Updating Empty String to NULL
Often times when I get property parcel data they send it to me as all varchar or some such thing and they are always changing
the field names on me (the evils of DBF/ESRI shape as a transport mechanism) and I then have to massage this data into my superbly structured tables where a number is a number and can be tabulated without casting. Now take
the case if you have say land property's assessed value or some other numeric field that comes as varchar and you need to stuff it into an integer or float (double precision) field and a lot of these fields come thru as empty string.
You get an error like this - ERROR: invalid input syntax for double precision: "" in PostgreSQL (or SQL Server) when you do something like.
SELECT CAST('' AS float)
But if you do something like SELECT CAST(NULL as float)
that works just fine,
because all kinds of data can have black holes. NULL is the universal thing that is a party of all data sets.
It is equivalent to the empty set in set theory.
So the way I get around this unpleasantry is to set all varchar fields
that are empty to null before I try to insert it into my final table structure. You can imagine this gets pretty repetitive if you have to do this for say
20 fields. So here is my trick to generate the SQL to do this in PostgreSQL.
SELECT 'UPDATE ' || table_name || ' SET ' || column_name || ' = NULL WHERE ' || column_name || ' = '''';' As sqlupdate
FROM information_schema.columns
WHERE table_name = 'sometable' AND data_type LIKE '%char%'
The above will return a row for each column in your table that is a character varying or char field and will contain the update statement to update all empty strings in that column to NULL. If you want to go one better,
you can create a custom aggregate for strings (as I mentioned in More generate series) and use it to get a single row containing all your update statements.
Note that this same trick works in other databases that support the ISO-SQL:1999+ information_schema such as (SQL Server 2005, SQL Server 2000, MySQL 5, PostgreSQL 7.4 +) - (sadly Oracle apparently doesn't support information_schema - perhaps someday. ).
In SQL Server 2000/2005 you would replace the || with + so your code would look like
SELECT 'UPDATE ' + table_name + ' SET ' + column_name + ' = NULL WHERE ' + column_name + ' = '''';' As sqlupdate
FROM information_schema.columns
WHERE table_name = 'sometable' AND data_type LIKE '%char%'
In MySQL you would have to use the CONCAT function if you are not in ANSI mode. For MySQL 5+ you can do
set sql_mode = 'ANSI';
and use the standard ||.
If you want to have the above return a single row in SQL Server 2005, similarly you would create an aggregate function for strings
as described here - granted a bit more involved than doing the same in PostgreSQL.
Or use SQL Server's XPath syntax supported in SQL Server 2005 as described here.
Note that if you are making heavy use of database schemas,
then you will need to qualify your tables with the schema name and do a where on the table_schema as well.

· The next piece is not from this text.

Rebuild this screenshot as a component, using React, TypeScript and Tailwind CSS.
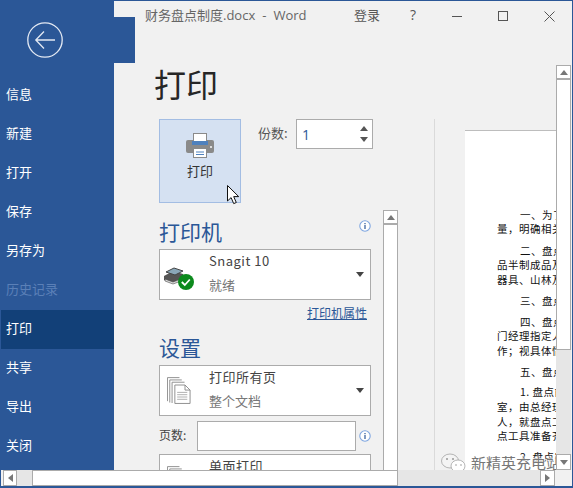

SELECT 'UPDATE ' || table_schema || '.' || table_name || ' SET ' || column_name || ' = NULL WHERE ' || column_name || ' = '''';' As sqlupdate
FROM information_schema.columns
WHERE table_name = 'sometable' AND data_type LIKE '%char%' AND table_schema = 'assessing';
Explore the INFORMATION_SCHEMA
The INFORMATION_SCHEMA is chuck-full of all sorts of useful metadata about your database objects. While some tables may not exist
in some database management systems (DBMS) (e.g. PostgreSQL has a table information_schema.sequences (defined in SQL:2003 standard which you won't find in MYSQL and SQL Server because those databases don't have sequence objects),
for the tables that exist, the tables are consistently named across all DBMS's that support them and so are the field names.
There are 3 tables (views) I find most useful in the information schema. These are all available in the DBMS's I mentioned, and those are
- INFORMATION_SCHEMA.TABLES - contains listing of all tables and views in a database
- INFORMATION_SCHEMA.COLUMNS - contains listing of all columns in a database, the table they belong to, the data type, length, ordinal position in table
- INFORMATION_SCHEMA.VIEWS - contains names of views and the SQL that defines the view
- These ones I haven't explored but look useful for doing security audits on your tables - INFORMATION_SCHEMA.TABLE_PRIVILEGES, INFORMATION_SCHEMA.COLUMN_PRIVILEGES
Note - for the most part if not in all cases, the INFORMATION_SCHEMA set of information are pretty much implemented as views on top of the proprietary DBMS system tables. The reasons I find most compelling to use them instead of using the direct system tables are the following
- It is often easier to navigate for basic metadata than trying to navigate the DBMS system tables. I have found it very rare to need information that I couldn't find in the information_schema and needed to resort to system tables.
- Since it is purely there for informational purposes and is a standard, you don't have to worry too much about it changing as you would
a system table - whose purpose is more for direct management of database internals.
- Since it is a standard, for the databases that comply with the standard you can feel a bit more at home, since there is one less thing you need to know about to migrate. Thus less feeling of Vendor Lock-In.